As I stated above, the purpose of this project is to implement git’s internal object model in a completely reusable and implementation-flexible way. The current implementation as I write this is based on persisting the object data in a SQL Server 2008 database (currently using SQL Express as a development environment). The API is defined with interfaces so any back-end provider (including regular filesystem storage like how git does it) can be implemented with ease. In fact, implementations should be cross-compatible with one another so you can dump a SQL database containing a repository into a set of flat files or vice versa.

Asynchrony and Immutability

Consistent with my latest kick for asynchronification, I’ve designed the IVO API do be entirely Task-based using the TPL (task parallel library; `System.Threading.Tasks`) part of the .NET 4 framework. The SQL Server 2008 back-end implementation executes all its database queries asynchronously using SqlConnection’s `BeginExecuteReader` / `EndExecuteReader` standard async pattern.

Hopefully, the Task-based API is easily degradable to synchronous execution where that is desired, but why would you not want it? :) I’m fairly certain it’s easier to downgrade asynchronous to synchronous than the inverse.

Consistent with the asynchronous nature of the API, and regardless of object model logical immutability, all CLR objects that represent part of the object model are immutable data structures in order to be asynchrony-friendly. Nested Builder objects are used to construct a mutable object as a work-in-progress (e.g. when being constructed from a persistence store) and is then converted to its parent immutable object type.

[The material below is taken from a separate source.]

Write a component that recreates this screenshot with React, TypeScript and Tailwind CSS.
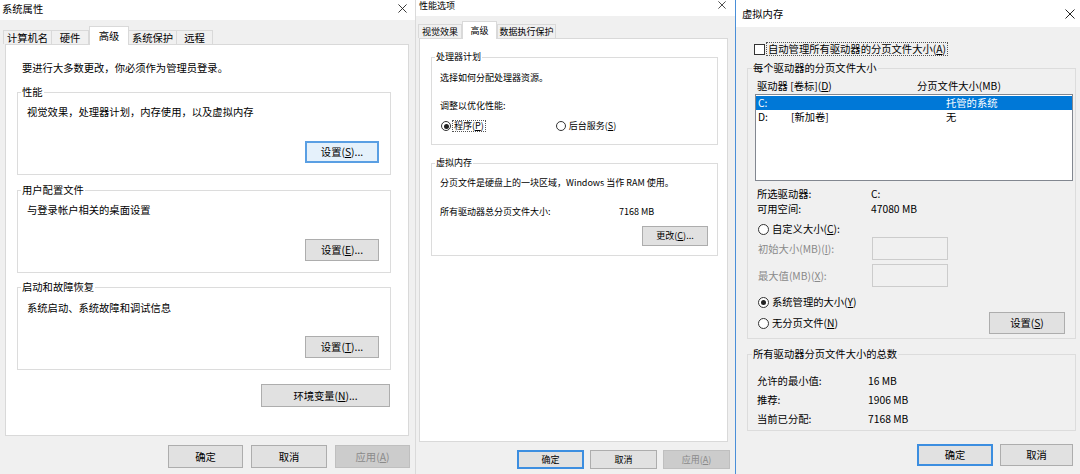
import React from "react";

function CloseX({ className }: { className: string }) {
  return (
    <svg className={className} viewBox="0 0 10 10" fill="none">
      <path d="M0.5 0.5L9.5 9.5M9.5 0.5L0.5 9.5" stroke="#222" strokeWidth="1" />
    </svg>
  );
}

type V = "normal" | "focus" | "def" | "disabled";
function Btn({ children, className = "", v = "normal" }: { children: React.ReactNode; className?: string; v?: V }) {
  const vc =
    v === "focus"
      ? "border-2 border-[#5a9fe3] bg-[#e5f1fb]"
      : v === "def"
      ? "border-2 border-[#3c8ee0] bg-[#e1e1e1]"
      : v === "disabled"
      ? "border border-[#bfbfbf] bg-[#cccccc] text-[#8a8a8a]"
      : "border border-[#adadad] bg-[#e1e1e1]";
  return <div className={"flex items-center justify-center shrink-0 " + vc + " " + className}>{children}</div>;
}

function Group({ legend, className = "", legendCls = "", children }: { legend: string; className?: string; legendCls?: string; children: React.ReactNode }) {
  return (
    <fieldset className={"border border-[#dcdcdc] min-w-0 flex flex-col " + className}>
      <legend className={"px-[1px] " + legendCls}>{legend}</legend>
      {children}
    </fieldset>
  );
}

function Radio({ checked, className = "" }: { checked?: boolean; className?: string }) {
  return (
    <div className={"rounded-full border border-[#333] bg-white flex items-center justify-center shrink-0 " + className}>
      {checked ? <div className="w-[5px] h-[5px] rounded-full bg-[#222]" /> : null}
    </div>
  );
}

function Tab({ children, className = "", selected }: { children: React.ReactNode; className?: string; selected?: boolean }) {
  return (
    <div
      className={
        "flex items-center justify-center shrink-0 border border-b-0 " +
        (selected ? "bg-white border-[#d9d9d9] relative z-10 -mb-px " : "bg-[#f0f0f0] border-[#d9d9d9] ") +
        className
      }
    >
      {children}
    </div>
  );
}

function Panel1() {
  return (
    <div className="w-[415px] h-[474px] shrink-0 bg-[#f0f0f0] flex flex-col text-[10.3px]">
      <div className="h-[20px] bg-white flex items-center justify-between pl-[2px] pr-[8px]">
        <span className="leading-[14px] -mt-[3px]">系统属性</span>
        <CloseX className="w-[9px] h-[9px] -mt-[4px]" />
      </div>
      <div className="h-[24px] flex items-end pl-[3px]">
        <Tab className="w-[49px] h-[14px]">计算机名</Tab>
        <Tab className="w-[37px] h-[14px] border-l-0">硬件</Tab>
        <Tab className="w-[40px] h-[19px]" selected>高级</Tab>
        <Tab className="w-[48px] h-[14px] border-l-0">系统保护</Tab>
        <Tab className="w-[36px] h-[14px] border-l-0">远程</Tab>
      </div>
      <div className="ml-[5px] w-[404px] h-[392px] bg-white border border-[#d9d9d9] flex flex-col pl-[11px]">
        <div className="mt-[16px] pl-[5px] h-[14px] leading-[14px]">要进行大多数更改，你必须作为管理员登录。</div>
        <Group legend="性能" className="mt-[10px] w-[374px] h-[90px]" legendCls="ml-[3px] h-[14px] leading-[14px]">
          <div className="mt-[6px] pl-[9px] h-[14px] leading-[14px]">视觉效果，处理器计划，内存使用，以及虚拟内存</div>
          <div className="mt-[22px] flex justify-end pr-[11px]">
            <Btn v="focus" className="w-[74px] h-[22px]">设置(<u>S</u>)...</Btn>
          </div>
        </Group>
        <Group legend="用户配置文件" className="mt-[8px] w-[374px] h-[90px]" legendCls="ml-[3px] h-[14px] leading-[14px]">
          <div className="mt-[6px] pl-[9px] h-[14px] leading-[14px]">与登录帐户相关的桌面设置</div>
          <div className="mt-[22px] flex justify-end pr-[11px]">
            <Btn className="w-[74px] h-[22px]">设置(<u>E</u>)...</Btn>
          </div>
        </Group>
        <Group legend="启动和故障恢复" className="mt-[7px] w-[374px] h-[90px]" legendCls="ml-[3px] h-[14px] leading-[14px]">
          <div className="mt-[7px] pl-[9px] h-[14px] leading-[14px]">系统启动、系统故障和调试信息</div>
          <div className="mt-[21px] flex justify-end pr-[11px]">
            <Btn className="w-[74px] h-[22px]">设置(<u>T</u>)...</Btn>
          </div>
        </Group>
        <div className="mt-[14px] w-[374px] flex justify-end pr-[1px]">
          <Btn className="w-[129px] h-[23px]">环境变量(<u>N</u>)...</Btn>
        </div>
      </div>
      <div className="mt-[9px] flex justify-end gap-[8px] pr-[5px]">
        <Btn className="w-[75px] h-[23px]">确定</Btn>
        <Btn className="w-[76px] h-[23px]">取消</Btn>
        <Btn v="disabled" className="w-[75px] h-[23px]">应用(<u>A</u>)</Btn>
      </div>
    </div>
  );
}

function Panel2() {
  return (
    <div className="w-[320px] h-[474px] shrink-0 bg-[#f0f0f0] border-l border-[#dadada] flex flex-col text-[9px]">
      <div className="h-[16px] bg-white flex items-start justify-between pl-[3px] pr-[9px]">
        <span className="leading-[12px]">性能选项</span>
        <CloseX className="w-[8px] h-[8px] mt-[1px]" />
      </div>
      <div className="h-[22px] flex items-end pl-[2px]">
        <Tab className="w-[44px] h-[14px]">视觉效果</Tab>
        <Tab className="w-[35px] h-[18px]" selected>高级</Tab>
        <Tab className="w-[59px] h-[14px]">数据执行保护</Tab>
      </div>
      <div className="ml-[3px] w-[309px] h-[404px] bg-white border border-[#d9d9d9] flex flex-col pl-[11px]">
        <Group legend="处理器计划" className="mt-[12px] w-[287px] h-[94px]" legendCls="ml-[3px] h-[12px] leading-[12px]">
          <div className="mt-[9px] pl-[8px] h-[12px] leading-[12px]">选择如何分配处理器资源。</div>
          <div className="mt-[16px] pl-[8px] h-[12px] leading-[12px]">调整以优化性能:</div>
          <div className="mt-[8px] pl-[9px] h-[12px] flex items-center">
            <Radio checked className="w-[10px] h-[10px]" />
            <span className="ml-[1px] px-[1px] h-[12px] leading-[10px] border border-dotted border-[#555]">程序(<u>P</u>)</span>
            <Radio className="w-[10px] h-[10px] ml-[70px]" />
            <span className="ml-[2px] px-[1px] leading-[12px]">后台服务(<u>S</u>)</span>
          </div>
        </Group>
        <Group legend="虚拟内存" className="mt-[12px] w-[287px] h-[99px]" legendCls="ml-[3px] h-[12px] leading-[12px]">
          <div className="mt-[8px] pl-[8px] h-[12px] leading-[12px]">分页文件是硬盘上的一块区域，Windows 当作 RAM 使用。</div>
          <div className="mt-[17px] pl-[8px] h-[12px] leading-[12px] flex">
            <span className="w-[179px] shrink-0">所有驱动器总分页文件大小:</span>
            <span>7168 MB</span>
          </div>
          <div className="mt-[8px] flex justify-end pr-[9px]">
            <Btn className="w-[66px] h-[20px]">更改(<u>C</u>)...</Btn>
          </div>
        </Group>
      </div>
      <div className="mt-[8px] flex justify-end gap-[6px] pr-[5px]">
        <Btn v="def" className="w-[67px] h-[19px]">确定</Btn>
        <Btn className="w-[67px] h-[19px]">取消</Btn>
        <Btn v="disabled" className="w-[67px] h-[19px]">应用(<u>A</u>)</Btn>
      </div>
    </div>
  );
}

function Panel3() {
  return (
    <div className="w-[345px] h-[474px] shrink-0 bg-[#f0f0f0] border-l border-[#4a8fd8] flex flex-col text-[10.3px]">
      <div className="h-[27px] bg-white flex items-center justify-between pl-[6px] pr-[5px]">
        <span className="leading-[14px]">虚拟内存</span>
        <CloseX className="w-[10px] h-[10px]" />
      </div>
      <div className="flex flex-col pl-[11px] pr-[4px]">
        <div className="mt-[15px] h-[14px] flex items-center pl-[7px]">
          <div className="w-[11px] h-[11px] border border-[#333] bg-white shrink-0" />
          <span className="ml-[1px] px-[1px] h-[14px] leading-[12px] border border-dotted border-[#555]">
            自动管理所有驱动器的分页文件大小(<u>A</u>)
          </span>
        </div>
        <Group legend="每个驱动器的分页文件大小" className="mt-[5px] w-[329px] h-[278px]" legendCls="ml-[4px] h-[14px] leading-[14px]">
          <div className="mt-[4px] h-[14px] leading-[14px] pl-[9px] flex">
            <span className="w-[160px] shrink-0">驱动器 [卷标](<u>D</u>)</span>
            <span>分页文件大小(MB)</span>
          </div>
          <div className="mt-[1px] ml-[7px] w-[318px] h-[87px] border border-[#828790] bg-white pt-[1px] flex flex-col">
            <div className="h-[14px] leading-[14px] bg-[#0078d7] text-white flex pl-[2px]">
              <span className="w-[188px] shrink-0">C:</span>
              <span>托管的系统</span>
            </div>
            <div className="h-[14px] leading-[14px] flex pl-[2px]">
              <span className="w-[33px] shrink-0">D:</span>
              <span className="w-[155px] shrink-0">[新加卷]</span>
              <span>无</span>
            </div>
          </div>
          <div className="mt-[5px] pl-[9px] h-[15px] leading-[15px] flex">
            <span className="w-[114px] shrink-0">所选驱动器:</span>
            <span>C:</span>
          </div>
          <div className="pl-[9px] h-[15px] leading-[15px] flex">
            <span className="w-[114px] shrink-0">可用空间:</span>
            <span>47080 MB</span>
          </div>
          <div className="mt-[6px] pl-[10px] h-[14px] flex items-center">
            <Radio className="w-[11px] h-[11px]" />
            <span className="ml-[3px] leading-[14px]">自定义大小(<u>C</u>):</span>
          </div>
          <div className="mt-[1px] pl-[10px] h-[23px] flex items-center text-[#8a8a8a]">
            <span className="w-[114px] shrink-0">初始大小(MB)(<u>I</u>):</span>
            <div className="w-[76px] h-[23px] border border-[#cccccc] bg-[#f0f0f0]" />
          </div>
          <div className="mt-[4px] pl-[10px] h-[23px] flex items-center text-[#8a8a8a]">
            <span className="w-[114px] shrink-0">最大值(MB)(<u>X</u>):</span>
            <div className="w-[76px] h-[23px] border border-[#cccccc] bg-[#f0f0f0]" />
          </div>
          <div className="mt-[8px] pl-[10px] h-[14px] flex items-center">
            <Radio checked className="w-[11px] h-[11px]" />
            <span className="ml-[3px] leading-[14px]">系统管理的大小(<u>Y</u>)</span>
          </div>
          <div className="mt-[3px] pl-[10px] pr-[10px] h-[22px] flex items-center justify-between">
            <div className="flex items-center">
              <Radio className="w-[11px] h-[11px]" />
              <span className="ml-[3px] leading-[14px]">无分页文件(<u>N</u>)</span>
            </div>
            <Btn className="w-[76px] h-[22px]">设置(<u>S</u>)</Btn>
          </div>
        </Group>
        <Group legend="所有驱动器分页文件大小的总数" className="mt-[8px] w-[329px] h-[84px]" legendCls="ml-[4px] h-[14px] leading-[14px]">
          <div className="mt-[10px] pl-[9px] h-[19px] leading-[19px] flex">
            <span className="w-[111px] shrink-0">允许的最小值:</span>
            <span>16 MB</span>
          </div>
          <div className="pl-[9px] h-[19px] leading-[19px] flex">
            <span className="w-[111px] shrink-0">推荐:</span>
            <span>1906 MB</span>
          </div>
          <div className="pl-[9px] h-[19px] leading-[19px] flex">
            <span className="w-[111px] shrink-0">当前已分配:</span>
            <span>7168 MB</span>
          </div>
        </Group>
        <div className="mt-[13px] flex justify-end gap-[7px] pr-[3px]">
          <Btn v="def" className="w-[76px] h-[22px]">确定</Btn>
          <Btn className="w-[73px] h-[22px]">取消</Btn>
        </div>
      </div>
    </div>
  );
}

export default function App() {
  return (
    <div className="w-[1080px] h-[474px] overflow-hidden flex bg-[#f0f0f0] text-black font-['Noto_Sans_CJK_SC','Noto_Sans',sans-serif]">
      <Panel1 />
      <Panel2 />
      <Panel3 />
    </div>
  );
}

As for object model logical immutability, data is only ever added to the system in the form of new records (and records can be removed when proven orphaned). Data is never updated in-place except where that object model is considered logically mutable, e.g. a `ref`. As a general rule, all content-addressable objects are immutable and are never updated after their original creation.

Solutions

Once you fully understand the power of the object model implemented, you can solve all sorts of interesting problems that used to be considered hard, like implementing a content-management system, a remote filesystem synchronization system, a source control system, a document-tracking system, a historical record tracking system, and yes, even a revision controlled native file system driver (although probably not easily achievable via .NET)! The possibilities are nearly endless. What’s apparent to me is that this object model lends itself well to the design of systems that have to deal with revision control or synchronization, or a combination of the two. I’m sure there are many other problems that this can help solve that I’m not aware of.

You don’t even have to expose the gritty internal details of commits, trees, blobs and all that jazz to the end user. You can implement it transparently on their behalf. Then when it comes time to handle that complicated merge operation, you can present the user with “Oh look! I kept track of all your revisions! How would you like me to merge your changes for you?” It’s my opinion that the more a (savvy) user knows how a system is implemented the more he/she can be useful and take advantage of the system.

Distributed Workflow

A distributed workflow model is a virtually “free” benefit of this object model as well. You can have multiple users of your system working simultaneously and independently of one other. The only difficulty is in the implementation of a semantic diff/merge utility specific to the kind of data you’re working with. You will quickly find that you need to provide users the ability to merge their “branches” together to produce one common main-line branch that represents the accepted state of the system. To do that, you’ll need that diff/merge utility to handle combining independent changes. The object model can easily track your merge commit with multiple parent commitids, but how you handle merge the actual content is entirely up to you.

Summary

In summary, IVO is a framework for solving a larger problem that wants to handle revision control or synchronization in a powerful and flexible manner. I, myself, am writing a web content management system based off of it named, quite naturally, IVO-CMS. That will be the subject of future blog posts. I felt I should blog about IVO first as a platform for introducing IVO-CMS. I’m implementing and improving the two in tandem so IVO will get more API usability benefits as a result of implementing IVO-CMS along the way.